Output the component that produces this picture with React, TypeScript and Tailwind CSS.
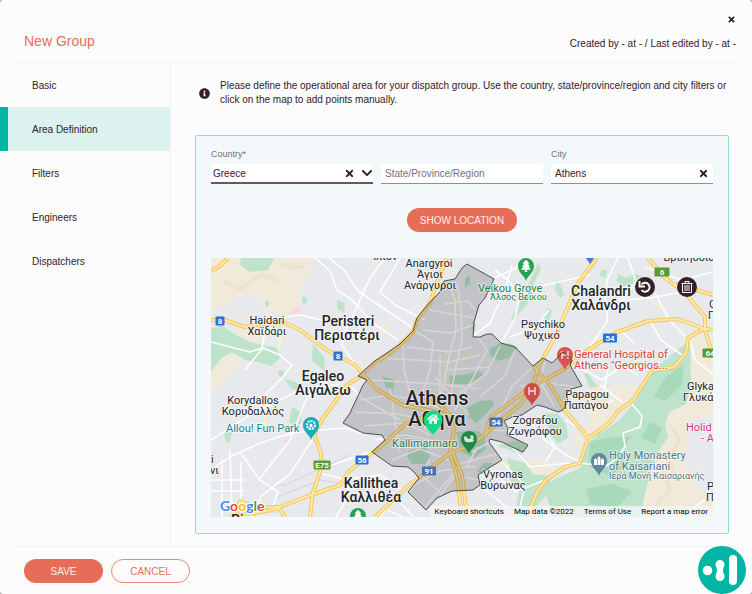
import React from 'react';
import { FaTimes, FaChevronDown, FaInfoCircle, FaHome, FaTree } from 'react-icons/fa';

const tabs = ['Basic', 'Area Definition', 'Filters', 'Engineers', 'Dispatchers'];

const sandAreas = [
  'M211 258H315L311 270 302 285 300 300 292 312 272 313 262 305 255 293 238 297 222 306 211 310Z',
  'M211 357L226 352 242 357 241 366 230 373 221 388 211 390Z',
  'M231 326L246 330 258 336 262 345 246 341Z',
  'M588 386H640L620 412 600 430 585 447 573 449 574 438 590 422Z',
  'M684 338L696 330 706 345 713 352V517H640L650 470 664 440Z',
  'M519 463L534 458 552 463 550 476 528 474Z',
  'M448 358L462 355 473 350 470 357 452 362Z',
  'M449 296L459 292 459 305 455 308Z',
  'M378 324L390 323 388 331 382 331Z',
];

const greenAreas = [
  'M241 258H274L268 270 250 272 240 265Z',
  'M211 329L222 325 234 334 250 342 262 345 277 348 280 358 271 366 258 362 245 360 232 352 222 357 211 372Z',
  'M313 344L319 351 324 357 325 372 312 360Z',
  'M265 302L269 300 269 306 266 307Z',
  'M302 296L307 298 306 304 302 303Z',
  'M337 300L345 303 344 313 337 309Z',
  'M278 370L284 371 284 378 279 376Z',
  'M284 379L296 382 303 390 292 389Z',
  'M292 407L300 412 302 423 294 427 289 421Z',
  'M224 433L232 432 229 444 225 439Z',
  'M538 263L541 269 535 281 530 294 527 305 520 312 513 322 511 318 519 304 527 288Z',
  'M547 307L552 311 549 321 544 320 546 313Z',
  'M556 280L561 285 564 295 560 298 555 290Z',
  'M602 269L607 271 606 278 599 276Z',
  'M618 274L626 278 634 274 642 276 634 284 624 286 617 281Z',
  'M584 374L588 372 594 382 598 387 590 388Z',
  'M545 413L558 414 566 424 568 438 558 444 550 434Z',
  'M507 458L525 463 533 474 550 476 552 490 540 502 530 517H514L519 492 511 482Z',
  'M496 446L518 440 528 446 520 456 508 449Z',
  'M690 340L691 386 686 404 669 412 665 424 668 437 656 455 649 478 644 498 640 517H553L546 494 553 480 580 468 586 445 600 433 620 420 636 400 646 382 658 366Z',
];

const darkGreenAreas = [
  'M590 442L606 438 632 436 620 450 626 465 610 476 588 466Z',
  'M586 489L612 484 632 491 617 508 590 504Z',
  'M665 378L684 364 682 385 665 401 654 397Z',
  'M650 422L662 428 655 444 641 438Z',
];

const parksInside = [
  'M449 376L462 375 480 371 484 376 473 384 450 384Z',
  'M490 349L500 343 512 344 518 348 509 358 497 361 490 355Z',
  'M465 279L470 275 470 284 465 287Z',
  'M472 322L476 325 475 331 471 329Z',
  'M467 408L480 401 492 400 494 405 486 414 476 423 469 417Z',
  'M409 451L425 447 430 455 425 464 412 464 407 457Z',
  'M456 432L478 431 485 438 486 449 474 458 461 452Z',
  'M382 376L394 380 393 391 386 387Z',
  'M483 463L493 463 485 474 477 472Z',
];

const minorRoads = [
  'M315 258L330 271 337 290 352 300 374 324 398 340',
  'M329 258L345 271 358 291 380 306 416 330',
  'M385 258L370 278 360 300 345 332 342 345 360 372',
  'M400 258L380 292 395 305 425 320',
  'M211 470C235 450 280 435 300 432L345 428 365 434',
  'M211 440L250 415 300 390 340 384',
  'M211 342L250 352 262 348 265 330 280 318 300 315 330 322',
  'M245 370L263 348 280 355 292 365 282 378 262 398 240 414',
  'M211 480H245M211 491H244M222 460V517M230 450L232 510M241 462V500',
  'M250 517L262 495 290 474 312 440',
  'M240 452L260 480 278 492 272 509',
  'M260 478L290 440 306 400 317 385',
  'M322 474L350 480 345 502 336 517M332 465L370 452',
  'M350 386L365 400 400 420M340 480L380 475 405 492',
  'M380 517L395 495M388 510L402 517M400 503L414 517',
  'M445 304L468 301 475 310M472 337L490 323 505 290 512 265',
  'M494 278L512 270 530 258M502 342L515 318 520 296 545 285 590 275',
  'M520 296L508 280 495 270M510 337L535 328 549 310',
  'M585 305L600 306 618 300 650 298 682 292',
  'M590 346L607 322 608 303M620 330L635 344M650 321L661 340 682 355',
  'M618 258L607 280 605 303M628 258L636 282 615 309',
  'M645 267L682 280 713 272M655 293L670 321 686 337',
  'M590 350L608 370 604 390M578 367L602 380 622 366 638 375',
  'M600 385L622 402M614 400L590 412',
  'M525 415L545 440 566 455 580 462M512 447L530 467 570 463',
  'M490 470L515 492 545 480M482 487L510 510M500 460L525 485 518 517',
  'M545 430L555 447 545 462M566 420L582 430',
  'M632 404L642 416 640 427 623 433 625 447 615 460 606 466 580 463',
  'M690 510L705 500M690 340L695 360 713 374',
];

const cityRoads = [
  'M447 281L455 300 456 330 449 357 443 390 424 430',
  'M457 283L461 308 462 340 455 370 450 402',
  'M430 310L458 315 474 318M423 330L450 333 473 325M407 347L450 352 473 347',
  'M415 331L433 342 430 370 420 400M403 345L404 370 412 401',
  'M380 358L416 360 450 362 480 355M370 380L404 382 440 384 478 389',
  'M360 400L390 395 425 402 450 412M355 412L398 414 430 421',
  'M365 426L405 423 430 435M375 440L405 435 440 442M392 460L420 449 448 460',
  'M478 337L487 350 472 380 455 410M500 346L486 374 460 393',
  'M515 350L505 376 480 397M533 367L512 386 498 416 485 430',
  'M410 487L440 471 475 466M425 507L448 480 462 463 497 454',
  'M421 475L442 494M410 492L430 460M440 496L455 475 478 480',
  'M545 362L540 382 555 407M520 386L550 383 575 387',
  'M491 430L516 431M472 452L490 442M466 467L478 447',
  'M390 388L399 450M440 355L440 395M445 370L490 367M435 377L469 415',
];

const highways = [
  'M211 320H225L245 327 262 324 285 323 300 330 325 349 340 357 355 365 375 388 402 405 438 412 452 417',
  'M211 271L220 266 228 258',
  'M447 258L438 280 430 303 417 320 413 332 400 345 385 357 375 362 358 378 347 385 327 413Q314 430 315 437L321 453Q322 463 320 472L313 492 310 517',
  'M230 517L272 510 308 496 340 485 348 472 385 443 405 424 430 414',
  'M375 517L408 486 450 453 454 430 450 415 438 403 420 400',
  'M450 453L457 478 462 517M453 453L462 475 467 517',
  'M450 453L466 447 485 435 497 423 520 405 533 385 538 367 555 337 578 283 597 258',
  'M485 435L491 417 512 401 532 386 545 380 567 367 588 350 617 332 648 321 678 319 702 328 713 330',
  'M533 366L550 385 565 410 588 438',
  'M648 258L664 277 685 293 705 317V330L710 346Q713 352 709 358',
  'M675 284L697 290 713 295',
  'M705 328L688 338 686 353 674 367 652 371 642 386 633 400 617 412 612 420 600 430 588 438 580 463 565 467 546 480 537 492 527 517',
  'M236 517L240 501 258 508 278 507 285 517',
];

type Label = { x: number; y: number; text: string; size?: 'lg' | 'xl' | 'sm'; color?: string; start?: boolean };

const labels: Label[] = [
  { x: 385, y: 260, text: 'Ίλιον' },
  { x: 429, y: 267, text: 'Anargyroi' },
  { x: 430, y: 278, text: 'Άγιοι' },
  { x: 430, y: 289, text: 'Ανάργυροι' },
  { x: 478, y: 292, text: 'Veikou Grove', color: '#188544', start: true },
  { x: 490, y: 300, text: 'Άλσος Βεΐκου', color: '#188544', size: 'sm', start: true },
  { x: 601, y: 296, text: 'Chalandri', size: 'lg' },
  { x: 601, y: 310, text: 'Χαλάνδρι', size: 'lg' },
  { x: 689, y: 261, text: 'Βριλήσσια' },
  { x: 267, y: 324, text: 'Haidari' },
  { x: 267, y: 335, text: 'Χαϊδάρι' },
  { x: 348, y: 326, text: 'Peristeri', size: 'lg' },
  { x: 347, y: 340, text: 'Περιστέρι', size: 'lg' },
  { x: 323, y: 381, text: 'Egaleo', size: 'lg' },
  { x: 323, y: 395, text: 'Αιγάλεω', size: 'lg' },
  { x: 543, y: 328, text: 'Psychiko' },
  { x: 542, y: 339, text: 'Ψυχικό' },
  { x: 574, y: 358, text: 'General Hospital of', color: '#d9413c', start: true },
  { x: 574, y: 369, text: 'Athens "Georgios...', color: '#d9413c', start: true },
  { x: 587, y: 398, text: 'Papagou' },
  { x: 586, y: 409, text: 'Παπάγου' },
  { x: 437, y: 405, text: 'Athens', size: 'xl' },
  { x: 437, y: 426, text: 'Αθήνα', size: 'xl' },
  { x: 535, y: 424, text: 'Zografou' },
  { x: 535, y: 435, text: 'Ζωγράφου' },
  { x: 392, y: 447, text: 'Kallimarmaro', color: '#2f7d4f', start: true },
  { x: 503, y: 478, text: 'Vyronas' },
  { x: 503, y: 489, text: 'Βύρωνας' },
  { x: 371, y: 488, text: 'Kallithea', size: 'lg' },
  { x: 371, y: 502, text: 'Καλλιθέα', size: 'lg' },
  { x: 253, y: 404, text: 'Korydallos' },
  { x: 253, y: 415, text: 'Κορυδαλλός' },
  { x: 226, y: 432, text: 'Allou! Fun Park', color: '#138a94', start: true },
  { x: 609, y: 459, text: 'Holy Monastery', color: '#58748a', start: true },
  { x: 609, y: 470, text: 'of Kaisariani', color: '#58748a', start: true },
  { x: 609, y: 479, text: 'Ιερά Μονή Καισαριανής', color: '#58748a', size: 'sm', start: true },
  { x: 687, y: 390, text: 'Glyka', start: true },
  { x: 683, y: 401, text: 'Γλυκά', start: true },
  { x: 686, y: 431, text: 'Holid', color: '#e6317c', start: true },
  { x: 701, y: 442, text: '- A', color: '#e6317c', start: true },
  { x: 709, y: 308, text: 'G', start: true },
  { x: 708, y: 319, text: 'Γ', start: true },
  { x: 707, y: 490, text: 'P', start: true },
  { x: 706, y: 501, text: 'Π', start: true },
  { x: 211, y: 463, text: 'i', start: true },
  { x: 210, y: 474, text: 'νι', start: true },
  { x: 231, y: 525, text: 'Piraeus', size: 'lg', start: true },
];

const labelSize = { sm: 'text-[9px]', lg: 'text-[14px] font-medium', xl: 'text-[20px] font-medium' };

const shields = [
  { x: 220, y: 321, text: '8', w: 9, color: '#2f6fd0' },
  { x: 338, y: 356, text: '8', w: 9, color: '#2f6fd0' },
  { x: 610, y: 338, text: '54', w: 14, color: '#2f6fd0' },
  { x: 496, y: 422, text: '54', w: 13, color: '#4470b4' },
  { x: 362, y: 460, text: '56', w: 13, color: '#2f6fd0' },
  { x: 429, y: 471, text: '91', w: 14, color: '#4470b4' },
  { x: 322, y: 465, text: 'E75', w: 17, color: '#5a9a32' },
  { x: 662, y: 272, text: '6', w: 15, color: '#5a9a32' },
  { x: 710, y: 353, text: '64', w: 15, color: '#5a9a32' },
];

const Pin = ({ x, y, color, children }: { x: number; y: number; color: string; children: React.ReactNode }) => (
  <g transform={`translate(${x} ${y})`}>
    <path d="M0 15C-1 10-8 7-8 0A8 8 0 1 1 8 0C8 7 1 10 0 15Z" fill={color} />
    {children}
  </g>
);

const cityBoundary =
  'M467 264L494 279 485 298 479 305 474 322 473 337H480L487 334H492L501 343 515 347 533 366 543 358 552 363 563 352 572 360 570 365 582 386 571 389 566 394 568 401 563 410 558 412 545 407 537 405 522 415 512 417 504 421 508 428 507 435 518 440 528 445 523 452 512 447 502 442 490 439 489 442 502 460 492 466 478 475 480 485 473 490 452 491 437 498 426 510 408 492 419 478 414 472 408 467 392 466 372 452 385 440 382 435 363 433 343 423 350 413 363 385 367 380 358 376 375 361 400 344 413 331 417 318 430 302 440 292 444 281 455 279 462 268Z';

const AreaMap = () => (
  <svg viewBox="211 258 502 259" className="block w-full h-auto" role="img" aria-label="Map of Athens">
    <rect x="211" y="258" width="502" height="259" fill="#e7e9ec" />
    {sandAreas.map((d) => <path key={d} d={d} fill="#f1e9d9" />)}
    <path d="M223 281L240 289 260 275 278 280M280 264L293 268 304 266M670 425L680 440 668 459 675 475M662 466L670 490 655 506" stroke="#ebe2d0" strokeWidth="4" fill="none" />
    {greenAreas.map((d) => <path key={d} d={d} fill="#bde3ca" />)}
    {darkGreenAreas.map((d) => <path key={d} d={d} fill="#a9d9bb" />)}
    <path d="M292 308L301 306 299 313 290 314ZM284 440L290 437 289 443 285 445Z" fill="#f8d8db" />
    <path d="M690 420L713 416V498L695 486 684 462 688 445Z" fill="#e7e9ec" />
    <path d="M255 517Q258 482 285 485L350 455M275 498L320 480 345 484" stroke="#d2d5da" strokeWidth="1" fill="none" />
    {parksInside.map((d) => <path key={d} d={d} fill="#b4e0c4" />)}
    <g fill="none" stroke="#ffffff" strokeWidth="1.6" strokeLinejoin="round">
      {minorRoads.map((d) => <path key={d} d={d} />)}
      {cityRoads.map((d) => <path key={d} d={d} />)}
    </g>
    <path d="M278 350L282 335 287 322M264 425L268 398M495 460L510 466M652 300L664 312M445 358L443 385M400 404L409 430" stroke="#fbf1cb" strokeWidth="2" fill="none" />
    <g fill="none" strokeLinejoin="round">
      {highways.map((d) => <path key={d} d={d} stroke="#f7c55c" strokeWidth="4" />)}
      {highways.map((d) => <path key={d} d={d} stroke="#fde9a6" strokeWidth="2" />)}
    </g>
    <path d={cityBoundary} fill="#000000" fillOpacity="0.16" stroke="#4d4d4d" strokeWidth="1" />
    <path d="M586 258H594L590 264Z" fill="#3d7be0" />

    {shields.map((s) => (
      <g key={`${s.text}-${s.x}`}>
        <rect x={s.x - s.w / 2} y={s.y - 4.5} width={s.w} height="9" rx="1" fill={s.color} />
        <text x={s.x} y={s.y + 3} textAnchor="middle" fill="#ffffff" className="text-[8px] font-bold">{s.text}</text>
      </g>
    ))}

    {labels.map((l) => (
      <text
        key={`${l.text}-${l.y}`}
        x={l.x}
        y={l.y}
        textAnchor={l.start ? 'start' : 'middle'}
        fill={l.color ?? '#222426'}
        stroke="#ffffff"
        strokeOpacity="0.5"
        strokeWidth="2"
        className={`[paint-order:stroke] ${l.size ? labelSize[l.size] : 'text-[11px]'}`}
      >
        {l.text}
      </text>
    ))}

    <Pin x={526} y={266} color="#26a454"><FaTree x={-6} y={-6} size={12} color="#ffffff" /></Pin>
    <Pin x={358} y={516} color="#26a454"><FaTree x={-6} y={-6} size={12} color="#ffffff" /></Pin>
    <g fillOpacity="0.95">
      <Pin x={565} y={355} color="#dc4d48"><path d="M-3-4V4M3-4V4M-3 0H3" stroke="#f6dddd" strokeWidth="1.5" /></Pin>
      <Pin x={532} y={391} color="#cf4642"><path d="M-3-4V4M3-4V4M-3 0H3" stroke="#f0dcdc" strokeWidth="1.5" /></Pin>
      <path d="M552 363L563 352 572 360 570 365" stroke="#4d4d4d" fill="none" />
    </g>
    <Pin x={469} y={439} color="#23874a">
      <path d="M-5-2L-3-3-2-1 0 0 2-1 1-3 3-4 5-2 4 0 5 2Q3 4-3 3Q-5 2-5-2Z" fill="#d5eadc" />
    </Pin>
    <Pin x={311} y={425} color="#1aacbc">
      <circle r="4" fill="none" stroke="#ffffff" strokeWidth="2" strokeDasharray="2 1" />
      <path d="M0-1L-2 5M0-1L2 5" stroke="#ffffff" />
      <circle r="1.5" fill="#ffffff" />
    </Pin>
    <Pin x={599} y={461} color="#64869c">
      <path d="M-5 4V-1L-3.5-3-2-1V4ZM-1.5 4V-3L0-5 1.5-3V4ZM2 4V-1L3.5-3 5-1V4Z" fill="#ffffff" />
    </Pin>
    <g transform="translate(433 420)">
      <path d="M0 15L-8 5A9.5 9.5 0 1 1 8 5Z" fill="#0fdb87" />
      <FaHome x={-6} y={-7} size={12} color="#ffffff" />
    </g>

    <text x="220" y="511" stroke="#ffffff" strokeWidth="2" className="font-['Lato',sans-serif] text-[14px] font-bold [paint-order:stroke]">
      <tspan fill="#4285f4">G</tspan>
      <tspan fill="#ea4335">o</tspan>
      <tspan fill="#fbbc05">o</tspan>
      <tspan fill="#4285f4">g</tspan>
      <tspan fill="#34a853">l</tspan>
      <tspan fill="#ea4335">e</tspan>
    </text>
  </svg>
);

const App = () => {
  return (
    <div className="min-h-screen flex bg-[#b5b5b5] font-['Liberation_Sans',Arial,sans-serif] text-[10px] text-[#33202a]">
      <div className="relative flex-1 min-w-0 flex flex-col rounded-sm bg-[#fcfcfc]">
        <header className="mx-4 h-[63px] pl-2 flex justify-between border-b border-[#f1f1f1]">
          <h1 className="pt-8 text-[14px] leading-[18px] text-[#e66d58]">New Group</h1>
          <div className="flex flex-col items-end gap-3 pt-3">
            <button aria-label="Close" className="h-3.5 flex items-center">
              <FaTimes size={9} />
            </button>
            <p className="leading-3">Created by - at - / Last edited by - at -</p>
          </div>
        </header>

        <div className="flex-1 flex">
          <nav className="w-[171px] shrink-0 flex flex-col border-r border-[#f1f1f1]">
            {tabs.map((tab) => (
              <button
                key={tab}
                className={`h-11 text-left border-l-8 pl-6 ${
                  tab === 'Area Definition' ? 'border-[#00b5a3] bg-[#dbf2ee]' : 'border-transparent'
                }`}
              >
                {tab}
              </button>
            ))}
          </nav>

          <main className="flex-1 min-w-0 pt-4 pl-6 pr-[23px] pb-3">
            <div className="flex items-center gap-2.5 pl-1 mb-7">
              <FaInfoCircle size={11} className="shrink-0" />
              <p className="leading-[14px]">
                Please define the operational area for your dispatch group. Use the country, state/province/region and city filters or
                click on the map to add points manually.
              </p>
            </div>

            <section className="rounded-xs border border-[#8fdcd2] bg-[#f3f9fa] px-[15px] pt-3 pb-4">
              <div className="grid grid-cols-3 gap-2 items-end">
                <div>
                  <label htmlFor="country" className="block mb-1 text-[9px] leading-3 text-[#77707a]">Country*</label>
                  <div className="relative flex items-center h-5 bg-white border-b-2 border-[#6b565e]">
                    <select id="country" defaultValue="Greece" className="w-full h-full appearance-none bg-transparent pl-0.5 outline-none">
                      <option>Greece</option>
                    </select>
                    <button aria-label="Clear country" className="absolute right-[18px]">
                      <FaTimes size={11} />
                    </button>
                    <FaChevronDown size={12} className="absolute right-0 pointer-events-none" />
                  </div>
                </div>
                <input
                  aria-label="State/Province/Region"
                  placeholder="State/Province/Region"
                  className="w-full h-5 bg-white border-b border-[#978c91] px-1 outline-none placeholder:text-[#77707a]"
                />
                <div>
                  <label htmlFor="city" className="block mb-1 text-[9px] leading-3 text-[#77707a]">City</label>
                  <div className="flex items-center h-5 bg-white border-b border-[#978c91] px-1">
                    <input id="city" defaultValue="Athens" className="flex-1 min-w-0 bg-transparent outline-none" />
                    <button aria-label="Clear city">
                      <FaTimes size={11} />
                    </button>
                  </div>
                </div>
              </div>

              <div className="flex justify-center mt-6 mb-[26px]">
                <button className="h-6 px-[13px] rounded-full bg-[#e66d58] text-[#fdeeeb]">SHOW LOCATION</button>
              </div>

              <div className="relative overflow-hidden font-['Roboto',sans-serif]">
                <AreaMap />
                <div className="absolute top-[19px] right-4 flex gap-[22px]">
                  <button aria-label="Undo last point" className="size-5 rounded-full bg-[#33202a] text-white flex items-center justify-center">
                    <svg width="14" height="14" viewBox="0 0 14 14" fill="none" stroke="currentColor">
                      <path d="M3.500 4.500A4.500 4.500 0 1 1 3.500 10" strokeWidth="2" />
                      <path d="M1.500 1V6.500H7" strokeWidth="2" />
                    </svg>
                  </button>
                  <button aria-label="Delete area" className="size-5 rounded-full bg-[#33202a] text-white flex items-center justify-center">
                    <svg width="14" height="14" viewBox="0 0 14 14" fill="none" stroke="currentColor">
                      <path d="M1.500 3.500H12.500M5 3.500V1.500H9V3.500M2.500 3.500V12.500H11.500V3.500M5 5V11M7 5V11M9 5V11" />
                    </svg>
                  </button>
                </div>
                <div className="absolute bottom-0 right-0 flex bg-[#f5f5f5]/80 text-[8px] leading-[11px] text-black">
                  <button className="px-[5px]">Keyboard shortcuts</button>
                  <span className="px-[5px]">Map data ©2022</span>
                  <a href="#terms" className="px-[5px]">Terms of Use</a>
                  <a href="#report" className="px-[5px]">Report a map error</a>
                </div>
              </div>
            </section>
          </main>
        </div>

        <footer className="mx-4 h-12 pl-2 pt-3 flex gap-2 border-t border-[#f1f1f1]">
          <button className="w-[79px] h-6 rounded-full bg-[#e66d58] text-[#fdeeeb]">SAVE</button>
          <button className="w-[79px] h-6 rounded-full border border-[#e98a79] text-[#e66d58]">CANCEL</button>
        </footer>

        <button aria-label="Open assistant" className="absolute right-1.5 bottom-0">
          <svg width="48" height="48" viewBox="0 0 48 48">
            <circle cx="24" cy="24" r="24" fill="#00b5a3" />
            <circle cx="9.500" cy="24.500" r="4.800" fill="#ffffff" />
            <path d="M17.500 18.500A4.500 4.500 0 1 1 26.500 18.500C26.500 21 25 22 25 24.500S26.500 28 26.500 30.500A4.500 4.500 0 1 1 17.500 30.500C17.500 28 19 27 19 24.500S17.500 21 17.500 18.500Z" fill="#ffffff" />
            <rect x="31" y="9" width="8" height="30" rx="4" fill="#ffffff" />
          </svg>
        </button>
      </div>
    </div>
  );
};

export default App;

--*--

EXERCISE DESCRIPTION. Please quote the lines of the material, beginning with the first and ending with the one that contains "const tabs = ['Basic', 'Area", exactly as written and without any pictures.

FULL RESPONSE.
Output the component that produces this picture with React, TypeScript and Tailwind CSS.
import React from 'react';
import { FaTimes, FaChevronDown, FaInfoCircle, FaHome, FaTree } from 'react-icons/fa';

const tabs = ['Basic', 'Area Definition', 'Filters', 'Engineers', 'Dispatchers'];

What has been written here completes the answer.